**Your task**:
Look through the material below. Copy each line that contains the string "components".

--- Begin Data records ---

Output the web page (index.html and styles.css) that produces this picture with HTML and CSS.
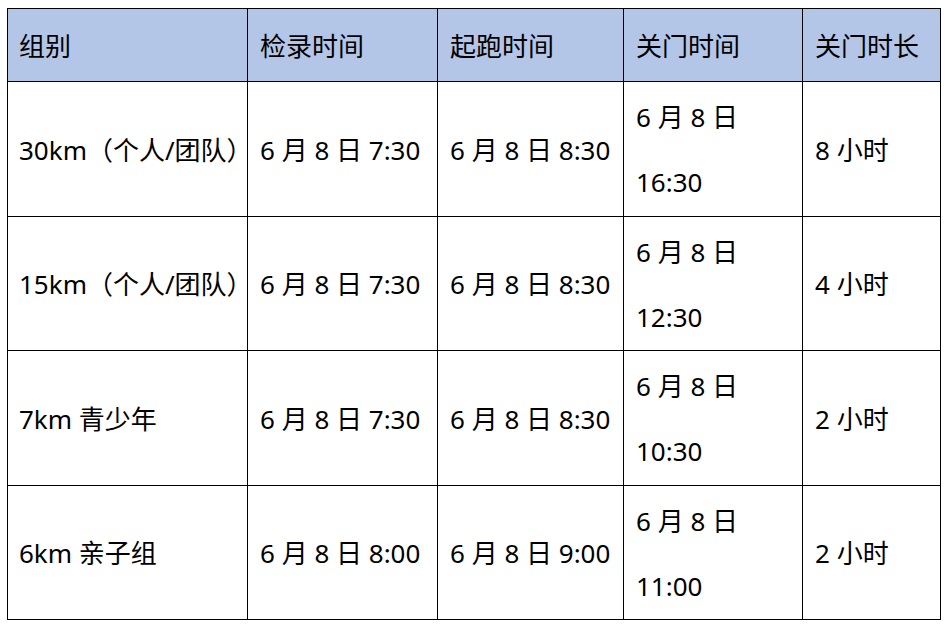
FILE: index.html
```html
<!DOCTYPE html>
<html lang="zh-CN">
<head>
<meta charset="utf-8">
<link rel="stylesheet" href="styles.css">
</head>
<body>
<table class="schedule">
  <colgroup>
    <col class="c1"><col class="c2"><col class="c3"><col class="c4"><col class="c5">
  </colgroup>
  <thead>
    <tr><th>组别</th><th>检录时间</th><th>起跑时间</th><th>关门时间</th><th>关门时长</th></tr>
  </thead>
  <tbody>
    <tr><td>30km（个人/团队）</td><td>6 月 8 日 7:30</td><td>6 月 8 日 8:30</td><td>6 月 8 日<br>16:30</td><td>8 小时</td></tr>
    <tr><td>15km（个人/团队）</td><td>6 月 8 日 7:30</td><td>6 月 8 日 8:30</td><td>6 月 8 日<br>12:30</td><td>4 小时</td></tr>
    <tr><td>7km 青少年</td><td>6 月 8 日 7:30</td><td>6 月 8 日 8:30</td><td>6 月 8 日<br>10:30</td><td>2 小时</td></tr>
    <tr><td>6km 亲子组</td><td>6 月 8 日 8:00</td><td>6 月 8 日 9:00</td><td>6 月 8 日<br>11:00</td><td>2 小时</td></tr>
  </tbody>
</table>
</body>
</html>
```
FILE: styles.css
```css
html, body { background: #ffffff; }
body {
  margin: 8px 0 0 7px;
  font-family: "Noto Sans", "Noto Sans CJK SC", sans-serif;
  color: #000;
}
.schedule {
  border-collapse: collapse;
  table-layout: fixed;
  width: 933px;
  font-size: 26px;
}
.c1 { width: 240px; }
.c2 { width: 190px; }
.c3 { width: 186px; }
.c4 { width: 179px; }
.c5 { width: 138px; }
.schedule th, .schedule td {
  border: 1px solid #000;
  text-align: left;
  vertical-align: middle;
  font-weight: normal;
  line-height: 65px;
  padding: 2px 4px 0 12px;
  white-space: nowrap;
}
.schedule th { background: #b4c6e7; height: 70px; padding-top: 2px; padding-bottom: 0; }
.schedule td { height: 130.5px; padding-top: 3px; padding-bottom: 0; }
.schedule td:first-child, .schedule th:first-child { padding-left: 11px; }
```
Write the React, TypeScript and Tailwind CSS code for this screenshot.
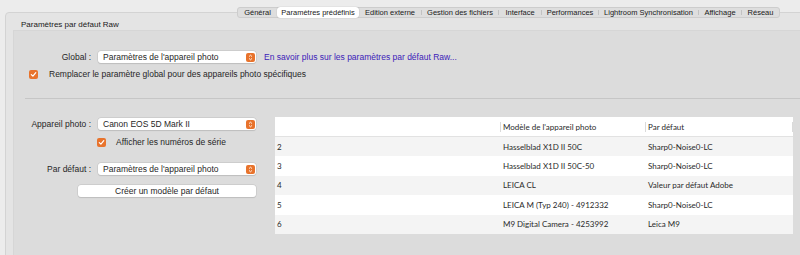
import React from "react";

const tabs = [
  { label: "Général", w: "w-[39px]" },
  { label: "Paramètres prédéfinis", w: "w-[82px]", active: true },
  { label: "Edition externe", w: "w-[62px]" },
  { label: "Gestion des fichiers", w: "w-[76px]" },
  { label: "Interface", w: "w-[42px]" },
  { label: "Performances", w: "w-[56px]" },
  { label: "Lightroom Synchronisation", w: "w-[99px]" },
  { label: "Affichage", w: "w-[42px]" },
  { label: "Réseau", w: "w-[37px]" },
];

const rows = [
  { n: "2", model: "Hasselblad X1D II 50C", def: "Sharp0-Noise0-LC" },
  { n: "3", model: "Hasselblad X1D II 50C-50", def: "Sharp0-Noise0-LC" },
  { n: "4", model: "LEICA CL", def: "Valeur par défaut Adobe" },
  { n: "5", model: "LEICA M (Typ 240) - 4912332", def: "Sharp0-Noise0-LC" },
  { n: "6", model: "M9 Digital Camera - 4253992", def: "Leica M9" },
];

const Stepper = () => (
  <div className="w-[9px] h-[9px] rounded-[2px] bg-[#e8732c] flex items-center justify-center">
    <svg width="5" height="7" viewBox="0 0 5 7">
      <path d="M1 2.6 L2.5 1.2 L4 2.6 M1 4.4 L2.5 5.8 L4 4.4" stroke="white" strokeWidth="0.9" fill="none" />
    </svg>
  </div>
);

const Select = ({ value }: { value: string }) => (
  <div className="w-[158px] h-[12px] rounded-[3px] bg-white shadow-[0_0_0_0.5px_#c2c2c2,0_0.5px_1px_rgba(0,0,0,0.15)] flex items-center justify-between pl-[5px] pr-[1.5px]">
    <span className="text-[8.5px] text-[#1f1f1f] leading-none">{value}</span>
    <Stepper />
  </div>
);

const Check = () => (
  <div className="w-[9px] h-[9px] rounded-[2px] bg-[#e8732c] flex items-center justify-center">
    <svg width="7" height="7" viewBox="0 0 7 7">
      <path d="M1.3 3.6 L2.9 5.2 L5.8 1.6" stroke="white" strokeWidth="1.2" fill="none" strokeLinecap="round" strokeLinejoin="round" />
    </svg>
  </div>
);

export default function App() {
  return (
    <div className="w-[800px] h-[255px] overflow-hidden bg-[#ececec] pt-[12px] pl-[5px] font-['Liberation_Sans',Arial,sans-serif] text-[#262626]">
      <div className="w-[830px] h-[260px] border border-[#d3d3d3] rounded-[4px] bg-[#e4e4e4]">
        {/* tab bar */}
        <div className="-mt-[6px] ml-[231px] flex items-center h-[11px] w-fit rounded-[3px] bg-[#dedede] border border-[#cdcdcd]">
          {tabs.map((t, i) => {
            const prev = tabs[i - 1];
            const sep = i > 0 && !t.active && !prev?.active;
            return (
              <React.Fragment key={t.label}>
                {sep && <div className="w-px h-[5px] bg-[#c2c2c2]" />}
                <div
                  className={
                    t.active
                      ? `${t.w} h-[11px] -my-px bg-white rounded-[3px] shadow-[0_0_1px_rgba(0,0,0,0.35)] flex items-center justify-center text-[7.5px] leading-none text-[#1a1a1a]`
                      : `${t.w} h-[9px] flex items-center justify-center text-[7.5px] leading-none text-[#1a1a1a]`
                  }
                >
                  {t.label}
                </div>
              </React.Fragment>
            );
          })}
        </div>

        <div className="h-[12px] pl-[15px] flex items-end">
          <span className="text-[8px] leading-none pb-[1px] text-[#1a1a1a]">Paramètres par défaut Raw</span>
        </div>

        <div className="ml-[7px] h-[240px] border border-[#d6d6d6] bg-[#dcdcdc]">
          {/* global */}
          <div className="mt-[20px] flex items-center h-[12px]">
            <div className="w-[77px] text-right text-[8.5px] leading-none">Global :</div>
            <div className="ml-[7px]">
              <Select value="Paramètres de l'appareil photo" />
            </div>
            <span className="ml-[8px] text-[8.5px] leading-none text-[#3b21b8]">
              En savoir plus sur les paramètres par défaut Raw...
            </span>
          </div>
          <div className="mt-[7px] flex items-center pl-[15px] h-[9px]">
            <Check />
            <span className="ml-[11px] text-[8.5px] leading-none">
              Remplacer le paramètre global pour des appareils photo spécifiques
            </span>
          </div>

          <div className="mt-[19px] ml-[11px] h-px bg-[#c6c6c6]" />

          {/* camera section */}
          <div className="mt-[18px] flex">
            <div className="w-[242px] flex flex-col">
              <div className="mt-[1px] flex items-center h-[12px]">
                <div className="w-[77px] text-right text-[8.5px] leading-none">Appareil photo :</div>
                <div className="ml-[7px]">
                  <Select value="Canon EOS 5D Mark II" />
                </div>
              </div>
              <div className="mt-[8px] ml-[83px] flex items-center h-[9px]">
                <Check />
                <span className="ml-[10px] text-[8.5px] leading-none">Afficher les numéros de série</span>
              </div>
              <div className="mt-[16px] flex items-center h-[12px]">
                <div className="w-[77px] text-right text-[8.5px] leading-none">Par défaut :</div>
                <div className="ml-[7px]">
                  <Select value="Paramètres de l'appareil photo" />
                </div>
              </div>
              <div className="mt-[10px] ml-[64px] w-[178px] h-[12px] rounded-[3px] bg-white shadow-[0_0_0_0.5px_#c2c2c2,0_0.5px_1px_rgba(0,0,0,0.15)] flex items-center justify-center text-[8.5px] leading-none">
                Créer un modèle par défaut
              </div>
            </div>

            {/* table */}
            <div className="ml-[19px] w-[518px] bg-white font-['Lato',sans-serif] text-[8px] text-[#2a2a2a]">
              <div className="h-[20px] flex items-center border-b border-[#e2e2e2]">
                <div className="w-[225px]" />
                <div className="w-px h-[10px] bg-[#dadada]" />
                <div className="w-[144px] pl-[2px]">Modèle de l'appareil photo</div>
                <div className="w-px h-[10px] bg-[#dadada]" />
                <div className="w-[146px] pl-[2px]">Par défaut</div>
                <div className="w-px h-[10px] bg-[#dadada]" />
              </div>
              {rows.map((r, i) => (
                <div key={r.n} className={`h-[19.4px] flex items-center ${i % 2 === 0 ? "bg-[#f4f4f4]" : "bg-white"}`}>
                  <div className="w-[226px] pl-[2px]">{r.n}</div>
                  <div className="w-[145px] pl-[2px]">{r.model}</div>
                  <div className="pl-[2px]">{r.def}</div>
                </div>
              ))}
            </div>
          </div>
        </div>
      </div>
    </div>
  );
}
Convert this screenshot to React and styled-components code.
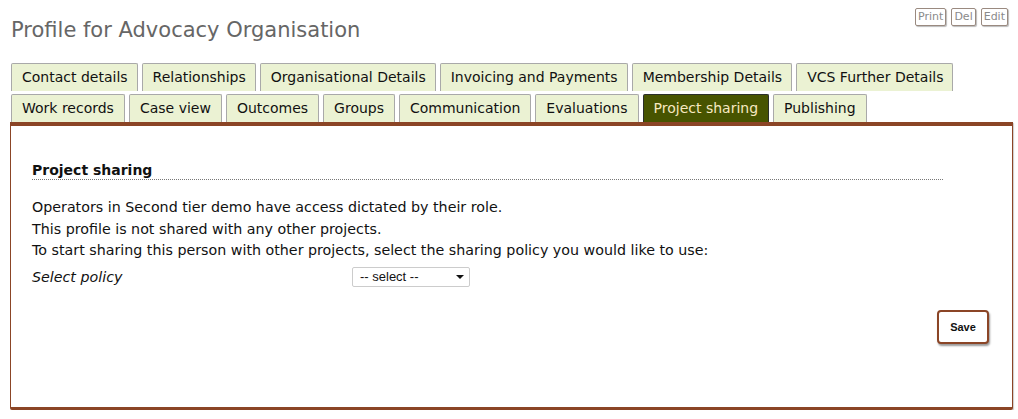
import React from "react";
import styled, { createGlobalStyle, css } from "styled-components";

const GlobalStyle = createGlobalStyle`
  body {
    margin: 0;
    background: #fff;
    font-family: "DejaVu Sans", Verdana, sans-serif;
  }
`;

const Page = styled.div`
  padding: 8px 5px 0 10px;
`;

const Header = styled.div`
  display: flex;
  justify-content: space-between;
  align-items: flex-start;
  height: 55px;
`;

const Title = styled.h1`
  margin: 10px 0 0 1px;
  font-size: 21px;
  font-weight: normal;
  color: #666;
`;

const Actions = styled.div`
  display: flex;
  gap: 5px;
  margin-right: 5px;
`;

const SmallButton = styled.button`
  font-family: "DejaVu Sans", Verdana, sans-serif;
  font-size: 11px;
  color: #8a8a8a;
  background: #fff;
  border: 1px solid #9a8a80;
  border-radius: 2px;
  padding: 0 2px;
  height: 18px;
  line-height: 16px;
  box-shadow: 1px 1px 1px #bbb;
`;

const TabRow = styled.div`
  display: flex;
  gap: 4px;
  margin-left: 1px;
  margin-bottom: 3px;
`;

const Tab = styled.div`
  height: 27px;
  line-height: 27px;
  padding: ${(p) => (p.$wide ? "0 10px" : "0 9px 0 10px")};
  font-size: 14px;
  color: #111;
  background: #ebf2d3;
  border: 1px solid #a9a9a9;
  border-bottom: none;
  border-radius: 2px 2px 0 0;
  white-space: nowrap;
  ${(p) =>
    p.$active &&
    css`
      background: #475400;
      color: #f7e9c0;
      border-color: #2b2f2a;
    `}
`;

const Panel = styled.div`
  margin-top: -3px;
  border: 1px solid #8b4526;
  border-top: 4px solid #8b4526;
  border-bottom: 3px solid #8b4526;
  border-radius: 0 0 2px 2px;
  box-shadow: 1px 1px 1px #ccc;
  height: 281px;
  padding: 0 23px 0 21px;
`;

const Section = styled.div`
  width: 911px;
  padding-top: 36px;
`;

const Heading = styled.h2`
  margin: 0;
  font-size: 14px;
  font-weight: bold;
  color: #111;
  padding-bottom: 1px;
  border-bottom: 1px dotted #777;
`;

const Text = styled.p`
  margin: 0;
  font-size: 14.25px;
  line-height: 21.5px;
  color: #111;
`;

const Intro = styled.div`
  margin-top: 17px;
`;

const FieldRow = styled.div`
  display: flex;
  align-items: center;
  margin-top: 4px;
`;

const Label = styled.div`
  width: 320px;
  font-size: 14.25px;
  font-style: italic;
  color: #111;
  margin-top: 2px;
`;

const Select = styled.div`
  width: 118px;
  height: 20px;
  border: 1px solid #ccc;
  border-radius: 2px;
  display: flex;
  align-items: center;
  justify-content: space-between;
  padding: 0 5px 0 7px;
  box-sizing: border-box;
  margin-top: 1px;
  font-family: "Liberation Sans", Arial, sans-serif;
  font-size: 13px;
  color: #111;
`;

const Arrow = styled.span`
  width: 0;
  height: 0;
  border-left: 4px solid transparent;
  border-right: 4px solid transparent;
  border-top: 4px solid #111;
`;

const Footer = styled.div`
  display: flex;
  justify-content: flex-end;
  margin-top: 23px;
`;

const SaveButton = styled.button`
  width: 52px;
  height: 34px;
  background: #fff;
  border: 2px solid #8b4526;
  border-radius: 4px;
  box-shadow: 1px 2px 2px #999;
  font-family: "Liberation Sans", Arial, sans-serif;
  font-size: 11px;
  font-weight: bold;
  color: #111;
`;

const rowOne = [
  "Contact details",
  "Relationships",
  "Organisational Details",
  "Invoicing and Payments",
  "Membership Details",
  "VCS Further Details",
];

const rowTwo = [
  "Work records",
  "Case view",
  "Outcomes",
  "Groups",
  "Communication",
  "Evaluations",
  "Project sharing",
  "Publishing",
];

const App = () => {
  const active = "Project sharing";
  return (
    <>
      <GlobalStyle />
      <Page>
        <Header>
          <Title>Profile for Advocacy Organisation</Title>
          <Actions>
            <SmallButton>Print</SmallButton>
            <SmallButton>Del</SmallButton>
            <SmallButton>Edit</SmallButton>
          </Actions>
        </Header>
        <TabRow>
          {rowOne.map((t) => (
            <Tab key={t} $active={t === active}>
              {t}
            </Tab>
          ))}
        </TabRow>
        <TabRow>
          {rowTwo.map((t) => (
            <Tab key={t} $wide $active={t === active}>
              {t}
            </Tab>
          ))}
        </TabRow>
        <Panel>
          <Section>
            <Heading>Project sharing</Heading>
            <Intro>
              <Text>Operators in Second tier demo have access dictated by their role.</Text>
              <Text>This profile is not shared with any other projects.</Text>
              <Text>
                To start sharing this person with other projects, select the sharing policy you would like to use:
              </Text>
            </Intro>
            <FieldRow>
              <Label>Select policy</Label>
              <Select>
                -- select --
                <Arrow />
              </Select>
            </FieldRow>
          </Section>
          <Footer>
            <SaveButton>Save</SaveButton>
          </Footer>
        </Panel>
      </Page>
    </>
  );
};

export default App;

--- End Data records ---

**Response to this task**:
Convert this screenshot to React and styled-components code.
import styled, { createGlobalStyle, css } from "styled-components";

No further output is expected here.